## begin SUPPLIED INFORMATION

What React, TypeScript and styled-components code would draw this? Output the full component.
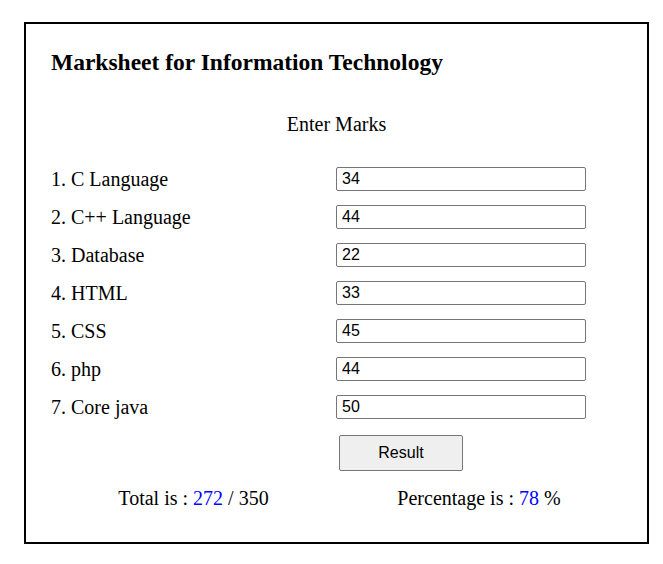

## end SUPPLIED INFORMATION
## begin SUPPLIED INFORMATION

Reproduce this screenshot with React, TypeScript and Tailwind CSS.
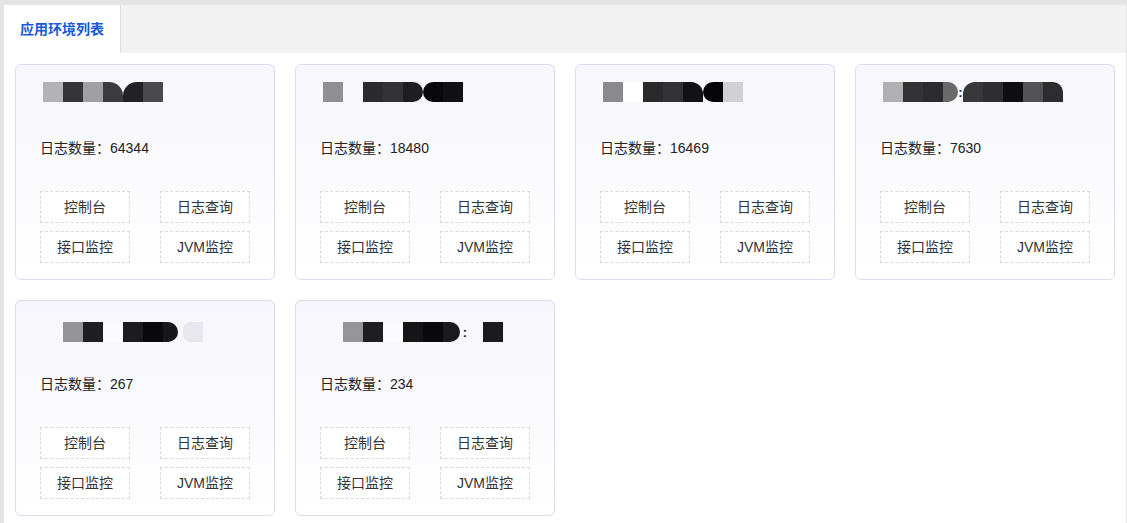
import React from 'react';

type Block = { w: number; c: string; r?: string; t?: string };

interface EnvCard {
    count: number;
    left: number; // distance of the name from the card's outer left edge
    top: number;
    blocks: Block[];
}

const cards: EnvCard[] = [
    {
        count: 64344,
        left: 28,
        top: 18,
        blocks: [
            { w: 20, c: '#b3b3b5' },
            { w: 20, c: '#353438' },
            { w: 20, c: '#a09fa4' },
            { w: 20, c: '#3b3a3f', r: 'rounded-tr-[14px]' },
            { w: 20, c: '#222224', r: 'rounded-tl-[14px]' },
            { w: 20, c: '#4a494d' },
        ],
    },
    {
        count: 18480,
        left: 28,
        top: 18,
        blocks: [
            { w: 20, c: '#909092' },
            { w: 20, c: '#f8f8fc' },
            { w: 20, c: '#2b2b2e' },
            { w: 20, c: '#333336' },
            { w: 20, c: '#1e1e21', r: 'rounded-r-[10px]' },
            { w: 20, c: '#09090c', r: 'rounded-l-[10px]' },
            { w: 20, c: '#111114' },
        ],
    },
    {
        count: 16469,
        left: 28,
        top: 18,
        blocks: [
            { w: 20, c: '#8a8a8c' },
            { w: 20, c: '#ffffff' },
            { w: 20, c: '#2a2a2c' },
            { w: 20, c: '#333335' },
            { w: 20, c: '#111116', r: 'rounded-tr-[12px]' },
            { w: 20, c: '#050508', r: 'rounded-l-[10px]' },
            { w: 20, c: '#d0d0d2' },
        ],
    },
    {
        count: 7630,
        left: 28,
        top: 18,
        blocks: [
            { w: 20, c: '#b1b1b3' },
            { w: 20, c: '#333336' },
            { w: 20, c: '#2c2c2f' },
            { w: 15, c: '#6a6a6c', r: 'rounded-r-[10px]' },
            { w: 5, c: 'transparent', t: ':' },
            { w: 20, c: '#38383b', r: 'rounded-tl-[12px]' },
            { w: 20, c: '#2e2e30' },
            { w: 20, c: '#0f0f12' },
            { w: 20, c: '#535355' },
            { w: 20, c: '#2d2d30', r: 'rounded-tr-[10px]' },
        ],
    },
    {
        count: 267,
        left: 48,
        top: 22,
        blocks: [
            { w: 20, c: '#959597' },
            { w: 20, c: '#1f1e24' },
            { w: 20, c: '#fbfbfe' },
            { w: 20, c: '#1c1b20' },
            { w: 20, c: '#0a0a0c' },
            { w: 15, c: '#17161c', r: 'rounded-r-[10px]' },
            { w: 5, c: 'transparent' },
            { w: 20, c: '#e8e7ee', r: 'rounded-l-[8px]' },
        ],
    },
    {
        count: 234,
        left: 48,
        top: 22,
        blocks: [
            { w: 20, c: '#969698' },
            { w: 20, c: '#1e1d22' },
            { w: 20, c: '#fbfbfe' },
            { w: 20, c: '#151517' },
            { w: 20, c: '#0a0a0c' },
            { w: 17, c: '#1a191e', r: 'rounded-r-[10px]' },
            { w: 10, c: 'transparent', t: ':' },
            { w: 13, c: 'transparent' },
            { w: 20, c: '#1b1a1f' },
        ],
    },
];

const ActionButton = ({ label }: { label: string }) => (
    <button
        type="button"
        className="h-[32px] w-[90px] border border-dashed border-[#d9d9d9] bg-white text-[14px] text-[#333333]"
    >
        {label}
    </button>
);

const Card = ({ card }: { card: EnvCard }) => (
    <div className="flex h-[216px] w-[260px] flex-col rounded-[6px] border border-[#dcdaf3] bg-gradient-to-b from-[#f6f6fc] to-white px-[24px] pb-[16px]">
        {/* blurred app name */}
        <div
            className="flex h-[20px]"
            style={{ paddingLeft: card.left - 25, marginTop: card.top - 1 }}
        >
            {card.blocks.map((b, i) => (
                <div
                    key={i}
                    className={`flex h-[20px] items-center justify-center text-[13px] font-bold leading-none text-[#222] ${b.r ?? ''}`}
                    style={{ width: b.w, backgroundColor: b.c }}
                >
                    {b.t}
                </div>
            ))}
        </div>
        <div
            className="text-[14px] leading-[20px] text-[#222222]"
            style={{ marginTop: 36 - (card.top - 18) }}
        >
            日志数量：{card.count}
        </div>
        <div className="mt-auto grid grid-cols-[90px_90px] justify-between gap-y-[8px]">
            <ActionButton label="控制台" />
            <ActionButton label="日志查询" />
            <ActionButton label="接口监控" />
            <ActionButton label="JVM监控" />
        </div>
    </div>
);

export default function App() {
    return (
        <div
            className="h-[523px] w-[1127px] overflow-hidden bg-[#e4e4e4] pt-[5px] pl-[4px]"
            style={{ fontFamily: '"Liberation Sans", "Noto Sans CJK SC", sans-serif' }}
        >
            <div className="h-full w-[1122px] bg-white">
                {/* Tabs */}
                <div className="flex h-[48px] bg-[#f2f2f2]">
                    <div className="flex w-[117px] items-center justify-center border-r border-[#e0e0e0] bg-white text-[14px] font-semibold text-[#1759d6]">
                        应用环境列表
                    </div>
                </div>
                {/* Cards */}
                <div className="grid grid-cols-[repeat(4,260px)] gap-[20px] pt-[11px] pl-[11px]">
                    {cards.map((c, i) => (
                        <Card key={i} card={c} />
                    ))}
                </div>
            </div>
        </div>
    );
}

## end SUPPLIED INFORMATION
## begin SUPPLIED INFORMATION

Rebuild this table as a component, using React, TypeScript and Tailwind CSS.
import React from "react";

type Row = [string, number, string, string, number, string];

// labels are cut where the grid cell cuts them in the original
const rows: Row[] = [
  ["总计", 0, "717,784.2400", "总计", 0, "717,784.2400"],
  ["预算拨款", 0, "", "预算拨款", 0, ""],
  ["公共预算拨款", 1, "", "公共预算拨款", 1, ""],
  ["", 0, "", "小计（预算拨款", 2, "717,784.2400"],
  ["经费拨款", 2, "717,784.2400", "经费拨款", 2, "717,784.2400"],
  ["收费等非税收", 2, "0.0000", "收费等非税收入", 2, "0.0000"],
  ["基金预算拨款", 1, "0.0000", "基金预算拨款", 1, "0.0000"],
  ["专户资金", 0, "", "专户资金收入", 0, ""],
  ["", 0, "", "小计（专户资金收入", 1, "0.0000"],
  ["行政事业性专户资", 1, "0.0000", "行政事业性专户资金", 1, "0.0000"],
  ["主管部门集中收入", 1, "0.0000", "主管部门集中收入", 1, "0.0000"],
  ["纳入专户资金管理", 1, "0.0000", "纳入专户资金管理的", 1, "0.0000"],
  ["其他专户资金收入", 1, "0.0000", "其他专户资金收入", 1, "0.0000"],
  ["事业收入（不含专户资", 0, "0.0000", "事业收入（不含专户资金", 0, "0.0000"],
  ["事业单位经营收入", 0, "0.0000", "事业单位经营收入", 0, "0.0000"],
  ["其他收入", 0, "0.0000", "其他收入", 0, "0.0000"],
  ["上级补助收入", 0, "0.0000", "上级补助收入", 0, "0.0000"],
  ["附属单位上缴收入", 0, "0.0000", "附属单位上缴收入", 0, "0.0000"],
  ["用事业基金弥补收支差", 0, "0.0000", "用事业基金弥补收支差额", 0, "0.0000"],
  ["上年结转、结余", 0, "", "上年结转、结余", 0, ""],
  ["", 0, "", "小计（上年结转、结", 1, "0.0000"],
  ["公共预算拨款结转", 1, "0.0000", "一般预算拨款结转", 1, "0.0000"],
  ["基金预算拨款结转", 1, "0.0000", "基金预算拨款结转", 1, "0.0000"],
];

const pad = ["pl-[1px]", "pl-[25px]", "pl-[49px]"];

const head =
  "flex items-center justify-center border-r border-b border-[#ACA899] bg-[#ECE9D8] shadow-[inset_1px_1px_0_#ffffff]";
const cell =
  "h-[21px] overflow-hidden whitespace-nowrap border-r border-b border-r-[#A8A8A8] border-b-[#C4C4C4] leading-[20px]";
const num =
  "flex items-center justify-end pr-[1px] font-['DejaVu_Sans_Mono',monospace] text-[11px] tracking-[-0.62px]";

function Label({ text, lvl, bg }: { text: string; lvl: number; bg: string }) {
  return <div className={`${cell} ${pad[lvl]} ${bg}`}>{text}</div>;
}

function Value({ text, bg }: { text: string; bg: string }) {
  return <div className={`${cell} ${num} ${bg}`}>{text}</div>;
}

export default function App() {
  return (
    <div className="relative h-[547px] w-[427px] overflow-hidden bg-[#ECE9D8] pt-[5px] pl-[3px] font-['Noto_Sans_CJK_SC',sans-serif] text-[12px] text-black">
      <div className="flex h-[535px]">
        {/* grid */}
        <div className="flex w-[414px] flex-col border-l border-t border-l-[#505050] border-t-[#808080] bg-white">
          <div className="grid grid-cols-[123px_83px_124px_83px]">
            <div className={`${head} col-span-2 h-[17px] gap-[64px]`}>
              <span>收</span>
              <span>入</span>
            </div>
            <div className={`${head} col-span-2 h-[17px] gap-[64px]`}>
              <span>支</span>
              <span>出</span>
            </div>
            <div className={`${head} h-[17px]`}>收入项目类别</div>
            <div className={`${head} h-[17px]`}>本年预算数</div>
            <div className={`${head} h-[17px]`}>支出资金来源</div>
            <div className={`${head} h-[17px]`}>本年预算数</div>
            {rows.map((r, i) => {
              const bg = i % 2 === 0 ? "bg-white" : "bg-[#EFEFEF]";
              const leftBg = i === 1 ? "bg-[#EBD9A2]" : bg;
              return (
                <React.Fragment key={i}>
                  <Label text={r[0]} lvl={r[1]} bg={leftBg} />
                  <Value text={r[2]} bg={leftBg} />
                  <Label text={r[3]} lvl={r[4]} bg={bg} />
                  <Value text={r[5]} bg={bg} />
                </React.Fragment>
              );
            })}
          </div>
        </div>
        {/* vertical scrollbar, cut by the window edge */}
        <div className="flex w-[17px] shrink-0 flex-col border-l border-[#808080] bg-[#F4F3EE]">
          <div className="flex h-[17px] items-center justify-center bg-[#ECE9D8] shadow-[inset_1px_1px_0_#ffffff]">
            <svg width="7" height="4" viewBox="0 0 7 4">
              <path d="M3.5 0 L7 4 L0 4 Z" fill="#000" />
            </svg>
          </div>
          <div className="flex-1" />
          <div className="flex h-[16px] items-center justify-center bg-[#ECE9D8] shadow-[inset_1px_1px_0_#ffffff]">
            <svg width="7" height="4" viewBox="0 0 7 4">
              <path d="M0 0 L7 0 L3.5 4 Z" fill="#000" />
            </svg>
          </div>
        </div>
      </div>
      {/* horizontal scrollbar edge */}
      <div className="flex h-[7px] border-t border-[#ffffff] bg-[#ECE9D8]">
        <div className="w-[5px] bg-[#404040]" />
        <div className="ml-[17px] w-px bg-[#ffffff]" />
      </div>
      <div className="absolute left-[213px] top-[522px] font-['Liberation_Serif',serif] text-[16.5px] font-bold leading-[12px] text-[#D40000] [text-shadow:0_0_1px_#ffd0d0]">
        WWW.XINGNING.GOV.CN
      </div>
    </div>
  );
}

## end SUPPLIED INFORMATION

Return the lines from the line with "Rebuild this table" through the line with "type Row = [string, number, string, string, number, string];", inclusive, exactly as they stand, and nothing else.

Rebuild this table as a component, using React, TypeScript and Tailwind CSS.
import React from "react";

type Row = [string, number, string, string, number, string];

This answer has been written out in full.